++++ Data segment ++++

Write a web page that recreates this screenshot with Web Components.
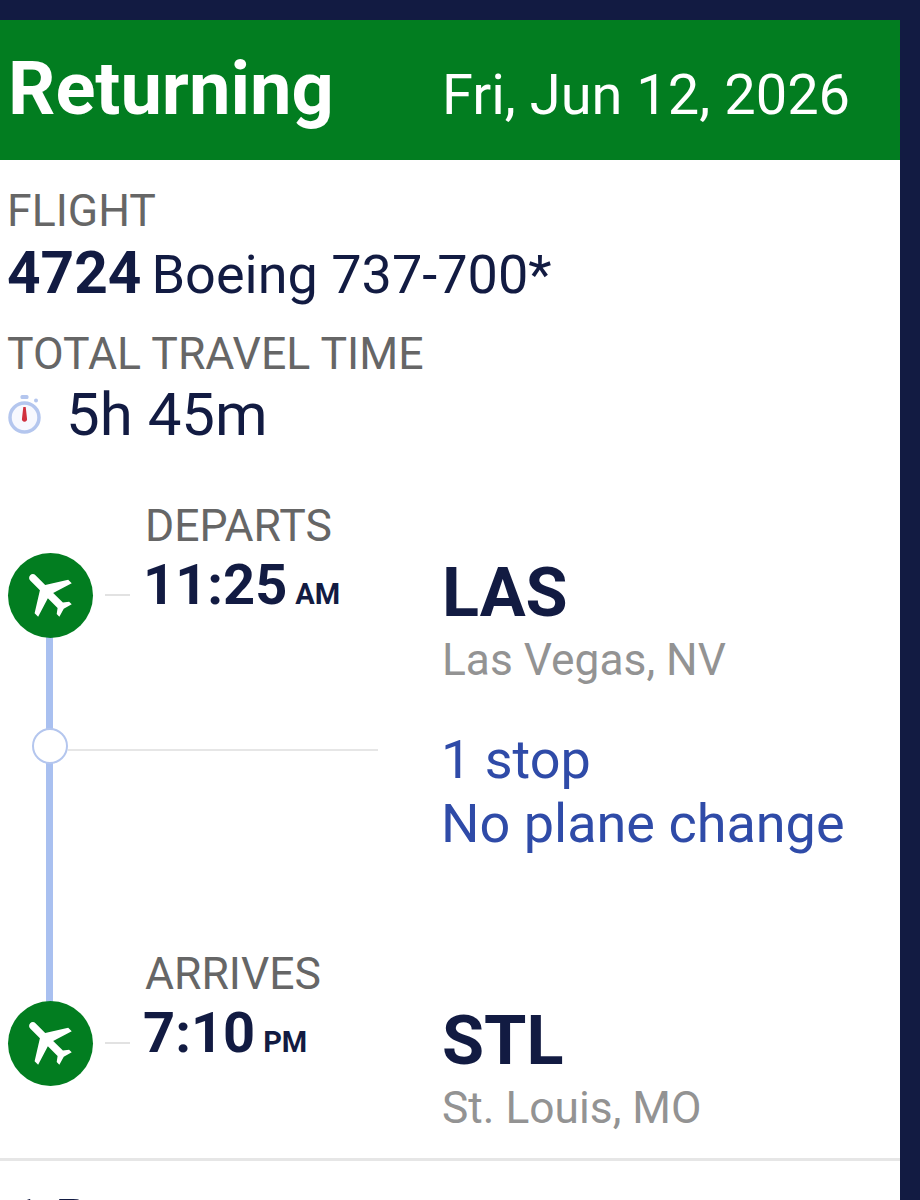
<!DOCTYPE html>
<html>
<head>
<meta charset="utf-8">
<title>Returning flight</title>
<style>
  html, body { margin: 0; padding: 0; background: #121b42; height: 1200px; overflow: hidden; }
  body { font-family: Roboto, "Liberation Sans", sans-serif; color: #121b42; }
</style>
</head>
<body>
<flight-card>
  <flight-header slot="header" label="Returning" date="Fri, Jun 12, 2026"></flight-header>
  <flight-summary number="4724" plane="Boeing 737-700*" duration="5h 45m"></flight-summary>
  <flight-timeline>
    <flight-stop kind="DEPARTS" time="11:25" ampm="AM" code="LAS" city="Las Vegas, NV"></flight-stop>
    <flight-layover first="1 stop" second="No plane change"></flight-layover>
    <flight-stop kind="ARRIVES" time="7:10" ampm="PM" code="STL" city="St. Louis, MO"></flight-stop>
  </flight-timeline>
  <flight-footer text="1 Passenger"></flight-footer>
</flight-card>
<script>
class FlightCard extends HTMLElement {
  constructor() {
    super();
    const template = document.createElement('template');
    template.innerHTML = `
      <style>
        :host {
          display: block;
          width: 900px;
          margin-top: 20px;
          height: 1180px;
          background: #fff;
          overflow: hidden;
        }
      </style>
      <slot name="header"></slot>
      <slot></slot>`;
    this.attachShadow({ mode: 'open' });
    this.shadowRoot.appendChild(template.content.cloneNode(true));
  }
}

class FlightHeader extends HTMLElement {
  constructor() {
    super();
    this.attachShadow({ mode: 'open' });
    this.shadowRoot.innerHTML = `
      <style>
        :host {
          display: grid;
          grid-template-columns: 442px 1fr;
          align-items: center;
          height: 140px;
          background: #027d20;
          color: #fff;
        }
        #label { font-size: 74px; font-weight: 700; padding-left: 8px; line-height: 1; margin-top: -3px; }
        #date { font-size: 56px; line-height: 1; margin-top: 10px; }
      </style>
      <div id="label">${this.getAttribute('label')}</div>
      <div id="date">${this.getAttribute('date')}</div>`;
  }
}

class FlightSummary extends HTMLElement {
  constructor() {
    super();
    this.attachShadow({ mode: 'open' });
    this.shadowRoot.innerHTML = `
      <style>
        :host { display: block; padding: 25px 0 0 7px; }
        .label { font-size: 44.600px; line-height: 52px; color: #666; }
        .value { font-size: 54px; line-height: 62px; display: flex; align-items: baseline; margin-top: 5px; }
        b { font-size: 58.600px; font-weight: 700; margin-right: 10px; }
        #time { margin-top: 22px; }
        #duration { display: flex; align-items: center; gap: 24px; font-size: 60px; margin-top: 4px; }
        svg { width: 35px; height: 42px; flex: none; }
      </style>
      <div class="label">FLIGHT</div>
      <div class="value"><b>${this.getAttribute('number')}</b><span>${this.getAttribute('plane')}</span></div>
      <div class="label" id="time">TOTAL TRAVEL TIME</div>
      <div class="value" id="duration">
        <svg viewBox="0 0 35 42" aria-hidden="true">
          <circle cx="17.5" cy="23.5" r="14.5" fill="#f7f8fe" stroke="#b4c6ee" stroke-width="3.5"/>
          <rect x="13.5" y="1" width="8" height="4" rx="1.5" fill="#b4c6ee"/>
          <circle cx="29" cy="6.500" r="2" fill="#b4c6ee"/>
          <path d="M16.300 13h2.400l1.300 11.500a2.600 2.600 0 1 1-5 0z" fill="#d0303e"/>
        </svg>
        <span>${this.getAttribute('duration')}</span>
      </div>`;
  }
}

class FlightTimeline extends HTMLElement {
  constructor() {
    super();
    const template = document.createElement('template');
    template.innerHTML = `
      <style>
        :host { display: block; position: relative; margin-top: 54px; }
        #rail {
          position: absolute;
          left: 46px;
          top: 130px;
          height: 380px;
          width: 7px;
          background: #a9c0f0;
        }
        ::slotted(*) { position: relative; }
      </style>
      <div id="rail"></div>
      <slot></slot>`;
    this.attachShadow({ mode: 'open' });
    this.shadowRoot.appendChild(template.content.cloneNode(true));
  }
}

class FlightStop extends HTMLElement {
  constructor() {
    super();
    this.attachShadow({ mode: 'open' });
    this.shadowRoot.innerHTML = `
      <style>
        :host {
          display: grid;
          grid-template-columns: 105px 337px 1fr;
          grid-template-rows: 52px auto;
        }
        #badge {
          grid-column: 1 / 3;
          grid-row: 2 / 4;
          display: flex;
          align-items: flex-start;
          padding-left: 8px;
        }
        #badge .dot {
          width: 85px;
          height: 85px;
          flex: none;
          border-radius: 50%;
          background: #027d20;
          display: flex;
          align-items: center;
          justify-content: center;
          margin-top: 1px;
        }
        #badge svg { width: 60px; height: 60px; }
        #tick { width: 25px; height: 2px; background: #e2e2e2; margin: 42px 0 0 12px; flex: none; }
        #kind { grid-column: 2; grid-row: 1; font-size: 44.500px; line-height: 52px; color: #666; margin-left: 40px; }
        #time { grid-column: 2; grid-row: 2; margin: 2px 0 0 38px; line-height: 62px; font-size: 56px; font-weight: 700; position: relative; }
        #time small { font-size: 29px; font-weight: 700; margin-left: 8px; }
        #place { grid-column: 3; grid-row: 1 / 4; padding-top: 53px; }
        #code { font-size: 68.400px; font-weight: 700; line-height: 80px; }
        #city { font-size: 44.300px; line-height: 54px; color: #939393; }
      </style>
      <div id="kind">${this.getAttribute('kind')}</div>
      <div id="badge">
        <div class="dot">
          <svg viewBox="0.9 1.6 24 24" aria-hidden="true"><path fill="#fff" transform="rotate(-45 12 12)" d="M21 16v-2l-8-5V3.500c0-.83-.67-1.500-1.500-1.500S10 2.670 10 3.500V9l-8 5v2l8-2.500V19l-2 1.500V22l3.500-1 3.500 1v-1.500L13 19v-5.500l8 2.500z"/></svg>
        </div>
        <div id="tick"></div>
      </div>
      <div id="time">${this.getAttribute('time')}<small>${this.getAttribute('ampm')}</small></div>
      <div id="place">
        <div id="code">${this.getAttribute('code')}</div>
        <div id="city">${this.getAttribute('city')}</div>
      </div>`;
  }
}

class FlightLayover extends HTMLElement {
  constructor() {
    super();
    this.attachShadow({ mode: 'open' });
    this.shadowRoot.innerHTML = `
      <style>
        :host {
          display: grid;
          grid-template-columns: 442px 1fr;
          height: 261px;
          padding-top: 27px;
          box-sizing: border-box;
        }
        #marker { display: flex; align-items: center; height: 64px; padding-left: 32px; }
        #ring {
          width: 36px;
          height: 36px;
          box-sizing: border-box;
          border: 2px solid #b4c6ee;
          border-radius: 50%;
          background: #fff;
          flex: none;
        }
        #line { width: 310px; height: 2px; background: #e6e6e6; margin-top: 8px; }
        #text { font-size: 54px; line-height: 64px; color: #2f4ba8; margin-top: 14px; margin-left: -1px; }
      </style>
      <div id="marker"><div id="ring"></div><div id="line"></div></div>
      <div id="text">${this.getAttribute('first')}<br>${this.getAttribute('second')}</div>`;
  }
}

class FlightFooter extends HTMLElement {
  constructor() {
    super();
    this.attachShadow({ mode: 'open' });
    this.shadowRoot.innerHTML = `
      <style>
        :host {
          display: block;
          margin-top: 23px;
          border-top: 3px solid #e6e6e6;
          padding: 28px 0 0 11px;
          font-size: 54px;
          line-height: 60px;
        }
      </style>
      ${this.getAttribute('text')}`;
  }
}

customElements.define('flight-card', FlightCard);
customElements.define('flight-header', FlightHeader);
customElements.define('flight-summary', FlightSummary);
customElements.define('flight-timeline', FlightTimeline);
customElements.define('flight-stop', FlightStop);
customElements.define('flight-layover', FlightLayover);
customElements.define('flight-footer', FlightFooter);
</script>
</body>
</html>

++++

Directions
Set down all the data again exactly as above, pictures excluded.

Exercise solution
Write a web page that recreates this screenshot with Web Components.
<!DOCTYPE html>
<html>
<head>
<meta charset="utf-8">
<title>Returning flight</title>
<style>
  html, body { margin: 0; padding: 0; background: #121b42; height: 1200px; overflow: hidden; }
  body { font-family: Roboto, "Liberation Sans", sans-serif; color: #121b42; }
</style>
</head>
<body>
<flight-card>
  <flight-header slot="header" label="Returning" date="Fri, Jun 12, 2026"></flight-header>
  <flight-summary number="4724" plane="Boeing 737-700*" duration="5h 45m"></flight-summary>
  <flight-timeline>
    <flight-stop kind="DEPARTS" time="11:25" ampm="AM" code="LAS" city="Las Vegas, NV"></flight-stop>
    <flight-layover first="1 stop" second="No plane change"></flight-layover>
    <flight-stop kind="ARRIVES" time="7:10" ampm="PM" code="STL" city="St. Louis, MO"></flight-stop>
  </flight-timeline>
  <flight-footer text="1 Passenger"></flight-footer>
</flight-card>
<script>
class FlightCard extends HTMLElement {
  constructor() {
    super();
    const template = document.createElement('template');
    template.innerHTML = `
      <style>
        :host {
          display: block;
          width: 900px;
          margin-top: 20px;
          height: 1180px;
          background: #fff;
          overflow: hidden;
        }
      </style>
      <slot name="header"></slot>
      <slot></slot>`;
    this.attachShadow({ mode: 'open' });
    this.shadowRoot.appendChild(template.content.cloneNode(true));
  }
}

class FlightHeader extends HTMLElement {
  constructor() {
    super();
    this.attachShadow({ mode: 'open' });
    this.shadowRoot.innerHTML = `
      <style>
        :host {
          display: grid;
          grid-template-columns: 442px 1fr;
          align-items: center;
          height: 140px;
          background: #027d20;
          color: #fff;
        }
        #label { font-size: 74px; font-weight: 700; padding-left: 8px; line-height: 1; margin-top: -3px; }
        #date { font-size: 56px; line-height: 1; margin-top: 10px; }
      </style>
      <div id="label">${this.getAttribute('label')}</div>
      <div id="date">${this.getAttribute('date')}</div>`;
  }
}

class FlightSummary extends HTMLElement {
  constructor() {
    super();
    this.attachShadow({ mode: 'open' });
    this.shadowRoot.innerHTML = `
      <style>
        :host { display: block; padding: 25px 0 0 7px; }
        .label { font-size: 44.600px; line-height: 52px; color: #666; }
        .value { font-size: 54px; line-height: 62px; display: flex; align-items: baseline; margin-top: 5px; }
        b { font-size: 58.600px; font-weight: 700; margin-right: 10px; }
        #time { margin-top: 22px; }
        #duration { display: flex; align-items: center; gap: 24px; font-size: 60px; margin-top: 4px; }
        svg { width: 35px; height: 42px; flex: none; }
      </style>
      <div class="label">FLIGHT</div>
      <div class="value"><b>${this.getAttribute('number')}</b><span>${this.getAttribute('plane')}</span></div>
      <div class="label" id="time">TOTAL TRAVEL TIME</div>
      <div class="value" id="duration">
        <svg viewBox="0 0 35 42" aria-hidden="true">
          <circle cx="17.5" cy="23.5" r="14.5" fill="#f7f8fe" stroke="#b4c6ee" stroke-width="3.5"/>
          <rect x="13.5" y="1" width="8" height="4" rx="1.5" fill="#b4c6ee"/>
          <circle cx="29" cy="6.500" r="2" fill="#b4c6ee"/>
          <path d="M16.300 13h2.400l1.300 11.500a2.600 2.600 0 1 1-5 0z" fill="#d0303e"/>
        </svg>
        <span>${this.getAttribute('duration')}</span>
      </div>`;
  }
}

class FlightTimeline extends HTMLElement {
  constructor() {
    super();
    const template = document.createElement('template');
    template.innerHTML = `
      <style>
        :host { display: block; position: relative; margin-top: 54px; }
        #rail {
          position: absolute;
          left: 46px;
          top: 130px;
          height: 380px;
          width: 7px;
          background: #a9c0f0;
        }
        ::slotted(*) { position: relative; }
      </style>
      <div id="rail"></div>
      <slot></slot>`;
    this.attachShadow({ mode: 'open' });
    this.shadowRoot.appendChild(template.content.cloneNode(true));
  }
}

class FlightStop extends HTMLElement {
  constructor() {
    super();
    this.attachShadow({ mode: 'open' });
    this.shadowRoot.innerHTML = `
      <style>
        :host {
          display: grid;
          grid-template-columns: 105px 337px 1fr;
          grid-template-rows: 52px auto;
        }
        #badge {
          grid-column: 1 / 3;
          grid-row: 2 / 4;
          display: flex;
          align-items: flex-start;
          padding-left: 8px;
        }
        #badge .dot {
          width: 85px;
          height: 85px;
          flex: none;
          border-radius: 50%;
          background: #027d20;
          display: flex;
          align-items: center;
          justify-content: center;
          margin-top: 1px;
        }
        #badge svg { width: 60px; height: 60px; }
        #tick { width: 25px; height: 2px; background: #e2e2e2; margin: 42px 0 0 12px; flex: none; }
        #kind { grid-column: 2; grid-row: 1; font-size: 44.500px; line-height: 52px; color: #666; margin-left: 40px; }
        #time { grid-column: 2; grid-row: 2; margin: 2px 0 0 38px; line-height: 62px; font-size: 56px; font-weight: 700; position: relative; }
        #time small { font-size: 29px; font-weight: 700; margin-left: 8px; }
        #place { grid-column: 3; grid-row: 1 / 4; padding-top: 53px; }
        #code { font-size: 68.400px; font-weight: 700; line-height: 80px; }
        #city { font-size: 44.300px; line-height: 54px; color: #939393; }
      </style>
      <div id="kind">${this.getAttribute('kind')}</div>
      <div id="badge">
        <div class="dot">
          <svg viewBox="0.9 1.6 24 24" aria-hidden="true"><path fill="#fff" transform="rotate(-45 12 12)" d="M21 16v-2l-8-5V3.500c0-.83-.67-1.500-1.500-1.500S10 2.670 10 3.500V9l-8 5v2l8-2.500V19l-2 1.500V22l3.500-1 3.500 1v-1.500L13 19v-5.500l8 2.500z"/></svg>
        </div>
        <div id="tick"></div>
      </div>
      <div id="time">${this.getAttribute('time')}<small>${this.getAttribute('ampm')}</small></div>
      <div id="place">
        <div id="code">${this.getAttribute('code')}</div>
        <div id="city">${this.getAttribute('city')}</div>
      </div>`;
  }
}

class FlightLayover extends HTMLElement {
  constructor() {
    super();
    this.attachShadow({ mode: 'open' });
    this.shadowRoot.innerHTML = `
      <style>
        :host {
          display: grid;
          grid-template-columns: 442px 1fr;
          height: 261px;
          padding-top: 27px;
          box-sizing: border-box;
        }
        #marker { display: flex; align-items: center; height: 64px; padding-left: 32px; }
        #ring {
          width: 36px;
          height: 36px;
          box-sizing: border-box;
          border: 2px solid #b4c6ee;
          border-radius: 50%;
          background: #fff;
          flex: none;
        }
        #line { width: 310px; height: 2px; background: #e6e6e6; margin-top: 8px; }
        #text { font-size: 54px; line-height: 64px; color: #2f4ba8; margin-top: 14px; margin-left: -1px; }
      </style>
      <div id="marker"><div id="ring"></div><div id="line"></div></div>
      <div id="text">${this.getAttribute('first')}<br>${this.getAttribute('second')}</div>`;
  }
}

class FlightFooter extends HTMLElement {
  constructor() {
    super();
    this.attachShadow({ mode: 'open' });
    this.shadowRoot.innerHTML = `
      <style>
        :host {
          display: block;
          margin-top: 23px;
          border-top: 3px solid #e6e6e6;
          padding: 28px 0 0 11px;
          font-size: 54px;
          line-height: 60px;
        }
      </style>
      ${this.getAttribute('text')}`;
  }
}

customElements.define('flight-card', FlightCard);
customElements.define('flight-header', FlightHeader);
customElements.define('flight-summary', FlightSummary);
customElements.define('flight-timeline', FlightTimeline);
customElements.define('flight-stop', FlightStop);
customElements.define('flight-layover', FlightLayover);
customElements.define('flight-footer', FlightFooter);
</script>
</body>
</html>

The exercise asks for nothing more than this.